Is that an offset right in the top of the unit in the pic? It is kinda weird to see those screws in the pipe, I know this hasn't always been the case, but Duravent has special Travis FPX pipe that is to be used and it has no screws in the interior pipe. If that is an offset in the pic, it might not be supported properly and has settled, it should also have an adapter in the top of the unit, maybe they left that out.
 
webby3650 said:
Is that an offset right in the top of the unit in the pic? It is kinda weird to see those screws in the pipe, I know this hasn't always been the case, but Duravent has special Travis FPX pipe that is to be used and it has no screws in the interior pipe. If that is an offset in the pic, it might not be supported properly and has settled, it should also have an adapter in the top of the unit, maybe they left that out.

Yes that is an offset.

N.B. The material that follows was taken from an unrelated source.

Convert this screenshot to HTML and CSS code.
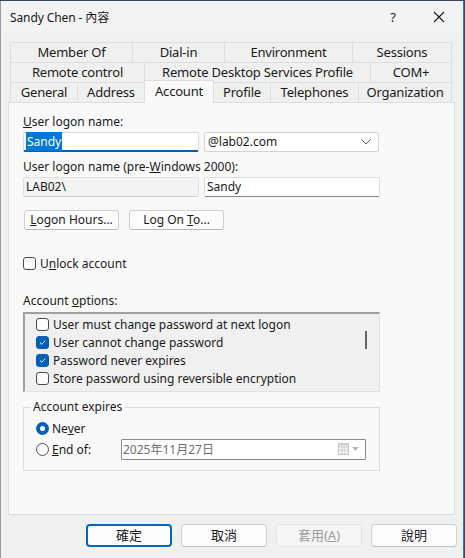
FILE: index.html
```html
<!DOCTYPE html>
<html>
<head>
<meta charset="utf-8">
<link rel="stylesheet" href="styles.css">
</head>
<body>
<div class="window">
  <div class="titlebar">
    <span class="title">Sandy Chen - 內容</span>
    <span class="tb-help">?</span>
    <span class="tb-close"><svg width="12" height="12" viewBox="0 0 12 12"><path d="M1 1L11 11M11 1L1 11" stroke="#1a1a1a" stroke-width="1.1" fill="none"/></svg></span>
  </div>

  <div class="tabs">
    <div class="tabrow">
      <div class="tab w122">Member Of</div>
      <div class="tab w92">Dial-in</div>
      <div class="tab w128">Environment</div>
      <div class="tab w100">Sessions</div>
    </div>
    <div class="tabrow">
      <div class="tab w134">Remote control</div>
      <div class="tab w226">Remote Desktop Services Profile</div>
      <div class="tab w82">COM+</div>
    </div>
    <div class="tabrow">
      <div class="tab w67">General</div>
      <div class="tab w67">Address</div>
      <div class="tab w70 active">Account</div>
      <div class="tab w56">Profile</div>
      <div class="tab w88">Telephones</div>
      <div class="tab w94">Organization</div>
    </div>
  </div>

  <div class="panel">
    <div class="label l1"><u>U</u>ser logon name:</div>
    <div class="fieldrow">
      <div class="input focus"><span class="sel">Sandy</span></div>
      <div class="combo"><span>@lab02.com</span>
        <svg class="chev" width="10" height="6" viewBox="0 0 10 6"><path d="M0.5 0.5L5 5L9.5 0.5" stroke="#555" stroke-width="1" fill="none"/></svg>
      </div>
    </div>
    <div class="label l2">User logon name (pre-<u>W</u>indows 2000):</div>
    <div class="fieldrow">
      <div class="input disabled">LAB02\</div>
      <div class="input plain">Sandy</div>
    </div>
    <div class="btnrow">
      <div class="btn"><u>L</u>ogon Hours...</div>
      <div class="btn">Log On <u>T</u>o...</div>
    </div>
    <div class="check unlock"><span class="box"></span><span>U<u>n</u>lock account</span></div>
    <div class="label l3">Account <u>o</u>ptions:</div>
    <div class="listbox">
      <div class="items">
        <div class="check item"><span class="box"></span><span>User must change password at next logon</span></div>
        <div class="check item"><span class="box on"><svg width="9" height="9" viewBox="0 0 9 9"><path d="M2 4.6L3.8 6.3L7.2 2.6" stroke="#fff" stroke-width="1" fill="none"/></svg></span><span>User cannot change password</span></div>
        <div class="check item"><span class="box on"><svg width="9" height="9" viewBox="0 0 9 9"><path d="M2 4.6L3.8 6.3L7.2 2.6" stroke="#fff" stroke-width="1" fill="none"/></svg></span><span>Password never expires</span></div>
        <div class="check item"><span class="box"></span><span>Store password using reversible encryption</span></div>
      </div>
      <div class="scroll"><span class="thumb"></span></div>
    </div>
    <div class="group">
      <div class="legend">Account expires</div>
      <div class="radio r1"><span class="dot on"></span><span>Ne<u>v</u>er</span></div>
      <div class="radio r2"><span class="dot"></span><span class="endlbl"><u>E</u>nd of:</span>
        <div class="date"><span>2025年11月27日</span>
          <span class="cal">
            <svg width="26" height="14" viewBox="0 0 26 14">
              <rect x="1.5" y="1.5" width="10" height="11" fill="#f4f4f4" stroke="#c4c4c4"/>
              <path d="M2 5H11M2 8H11M5 4V12M8 4V12" stroke="#d2d2d2" stroke-width="1"/>
              <rect x="1.5" y="1.5" width="10" height="2" fill="#cfcfcf"/>
              <path d="M15 5L22 5L18.5 9Z" fill="#b5b5b5"/>
            </svg>
          </span>
        </div>
      </div>
    </div>
  </div>

  <div class="footer">
    <div class="fbtn default">確定</div>
    <div class="fbtn">取消</div>
    <div class="fbtn dis">套用(<u>A</u>)</div>
    <div class="fbtn">說明</div>
  </div>
</div>
</body>
</html>
```

FILE: styles.css
```css
* { box-sizing: border-box; }
html, body { margin: 0; padding: 0; }
body {
  width: 465px; height: 558px;
  background: #3a4660;
  font-family: "Noto Sans", "Noto Sans CJK TC", sans-serif;
  font-size: 12px;
  color: #1a1a1a;
  overflow: hidden;
}
.window {
  width: 464px; height: 557px;
  margin-top: 1px;
  background: #f0f0f0;
  border-right: 1px solid #2b7bc0;
  border-left: 1px solid #9a9a9a;
  position: relative;
}
.titlebar {
  height: 31px;
  background: #f3f3f3;
  display: flex; align-items: center;
  padding-left: 9px;
}
.title { font-size: 12px; flex: 1; letter-spacing: -0.1px; }
.tb-help { width: 46px; text-align: center; font-size: 13px; margin-right: 0; }
.tb-close { width: 46px; display: flex; justify-content: center; margin-right: 1px; }

.tabs { margin-top: 10px; padding-left: 9px; position: relative; z-index: 2; }
.tabrow { display: flex; height: 20px; }
.tab {
  height: 20px;
  border: 1px solid #dedede;
  border-right: none;
  border-bottom: none;
  background: #f0f0f0;
  font-size: 13px;
  line-height: 18px;
  text-align: center;
  white-space: nowrap;
  letter-spacing: -0.2px;
}
.tabrow .tab:last-child { border-right: 1px solid #dedede; }
.tab.active {
  height: 23px;
  margin-top: -2px;
  background: #f9f9f9;
  border: 1px solid #dedede;
  border-bottom: none;
  line-height: 20px;
  position: relative;
  z-index: 3;
}
.tab.active + .tab { border-left: none; }
.w122 { width: 122px; } .w92 { width: 92px; } .w128 { width: 128px; } .w100 { width: 100px; }
.w134 { width: 134px; } .w226 { width: 226px; } .w82 { width: 82px; }
.w67 { width: 67px; } .w70 { width: 70px; } .w56 { width: 56px; } .w88 { width: 88px; } .w94 { width: 94px; }

.panel {
  margin-left: 7px;
  width: 447px; height: 413px;
  background: #f9f9f9;
  border: 1px solid #dedede;
  padding-left: 14px;
  display: flex; flex-direction: column;
  position: relative; z-index: 1;
}
.label { height: 16px; line-height: 16px; }
.l1 { margin-top: 11px; }
.l2 { margin-top: 7px; }
.l3 { margin-top: 21px; }
.fieldrow { display: flex; gap: 5px; margin-top: 2px; }
.input, .combo {
  width: 176px; height: 20px;
  border: 1px solid #dcdcdc;
  border-radius: 2px;
  background: #fff;
  padding-left: 2px;
  line-height: 18px;
  font-size: 12px;
}
.input.focus { border-bottom: 2px solid #005fb8; padding-left: 2px; }
.sel { background: #0078d7; color: #fff; padding: 1px 1px; }
.input.disabled { background: #f3f3f3; border-color: #e0e0e0; border-bottom-color: #cfcfcf; }
.input.plain { width: 176px; border-bottom-color: #8a8a8a; }
.combo {
  width: 175px;
  display: flex; align-items: center; justify-content: space-between;
  padding-left: 3px; padding-right: 7px;
  border-color: #d4d4d4;
}
.btnrow { display: flex; gap: 10px; margin-top: 13px; padding-left: 1px; }
.btn {
  width: 95px; height: 20px;
  border: 1px solid #d0d0d0;
  border-bottom-color: #b8b8b8;
  border-radius: 3px;
  background: #fdfdfd;
  text-align: center;
  line-height: 18px;
}
.check { display: flex; align-items: center; height: 18px; }
.box {
  width: 13px; height: 13px;
  border: 1px solid #4a4a4a;
  border-radius: 3px;
  background: #fdfdfd;
  margin-right: 4px;
  display: flex; align-items: center; justify-content: center;
  flex: none;
}
.box.on { background: #005fb8; border-color: #005fb8; }
.unlock { margin-top: 24px; margin-left: 0px; }
.listbox {
  margin-top: 3px;
  width: 357px; height: 80px;
  border: 1px solid #e2e2e2;
  border-top: 2px solid #a0a0a0;
  border-left: 2px solid #a0a0a0;
  background: #f0f0f0;
  display: flex;
}
.items { flex: 1; padding-left: 11px; padding-top: 1px; }
.item { height: 18px; }
.scroll { width: 15px; position: relative; }
.thumb {
  position: absolute; left: 1px; top: 17px;
  width: 2px; height: 18px; background: #666;
}
.group {
  margin-top: 15px;
  width: 357px; height: 64px;
  border: 1px solid #dcdcdc;
  position: relative;
  padding-left: 12px;
  padding-top: 10px;
}
.legend {
  position: absolute; left: 7px; top: -9px;
  background: #f9f9f9;
  padding: 0 3px 0 2px;
  line-height: 16px;
}
.radio { display: flex; align-items: center; height: 20px; }
.r2 { margin-top: 1px; }
.dot {
  width: 13px; height: 13px;
  border: 1px solid #555;
  border-radius: 50%;
  background: #fdfdfd;
  margin-right: 3px;
  flex: none;
}
.dot.on { border: 4px solid #005fb8; background: #fff; }
.endlbl { width: 69px; }
.date {
  width: 245px; height: 21px;
  border: 1px solid #8a8a8a;
  border-radius: 1px;
  background: #fff;
  color: #6d6d6d;
  display: flex; align-items: center; justify-content: space-between;
  padding-left: 1px; padding-right: 2px;
}
.cal { display: flex; }

.footer {
  display: flex; justify-content: flex-end; gap: 9px;
  padding-right: 6px;
  margin-top: 9px;
}
.fbtn {
  width: 86px; height: 23px;
  border: 1px solid #d0d0d0;
  border-bottom-color: #bcbcbc;
  border-radius: 4px;
  background: #fdfdfd;
  text-align: center;
  line-height: 21px;
  font-size: 13px;
}
.fbtn.default { border: 2px solid #0067c0; line-height: 19px; }
.fbtn.dis { background: #f5f5f5; color: #9d9d9d; border-color: #e5e5e5; }
```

I looked over the install manuel and it looks like there shoud be 3 screws on the starter collar. I only see one. Im not shure if this is the starter collar. Something doesnt look right.
 
Wow, kudos to you for finding the cause of the problem! You should absolutely go to the installer with that pic. Having built and installed one of these myself, I know how daunting it is to think of opening up the installation to get at that particular part of the chimney, but what choice is there really? If the installer is a professional, they should have done it right to begin with, knowing that it would all be enclosed and virtually inaccessible. If they weren't professionals, were they friends? Did you pay them? Whoever they are, you have to get them to own the problem now.

Man, I am bummed for you having to deal with this!

-Speak
 
My VC cat stove used to "puff" now and then. More often it was a function of draft (or lack of it) than creasote. I'd get it going good then shut it down for a long burn and the gasses wold sometimes build up and i would get a little secondary and a "puff" of smoke back through the air intakes. I'd open the draft again for a while and close it down slower and it would go away and be ok.

I'd certainly get someone to come in and check that for you. if its up on top, couludn't you just get some high temp calk and close the hole. At the far end, the temps aren't that high anyway.

jmho

cass
 
SpeakEasy said:
Wow, kudos to you for finding the cause of the problem! You should absolutely go to the installer with that pic. Having built and installed one of these myself, I know how daunting it is to think of opening up the installation to get at that particular part of the chimney, but what choice is there really? If the installer is a professional, they should have done it right to begin with, knowing that it would all be enclosed and virtually inaccessible. If they weren't professionals, were they friends? Did you pay them? Whoever they are, you have to get them to own the problem now.

Man, I am bummed for you having to deal with this!

-Speak
This was installed by a fpx dealer. This will be a nightmare to fix.
 
hughmyster said:
This was installed by a fpx dealer. This will be a nightmare to fix.

I'm not so sure.

Experts--might it be possible for someone qualified to fill the gap with refractory cement or the like (thermal expansion could be an issue)?

Might that be an easy fix, as long as the fixer is qualified and makes sure the whole system is safe?
 
tcassavaugh said:
My VC cat stove used to "puff" now and then. More often it was a function of draft (or lack of it) than creasote. I'd get it going good then shut it down for a long burn and the gasses wold sometimes build up and i would get a little secondary and a "puff" of smoke back through the air intakes. I'd open the draft again for a while and close it down slower and it would go away and be ok.
tcassavaugh said:
I'd certainly get someone to come in and check that for you. if its up on top, couludn't you just get some high temp calk and close the hole. At the far end, the temps aren't that high anyway.

jmho

cass

That happens more then people will admit to.
 
How do i find out what chimney pipe was used on my install? The only thing visible is the chimney cap.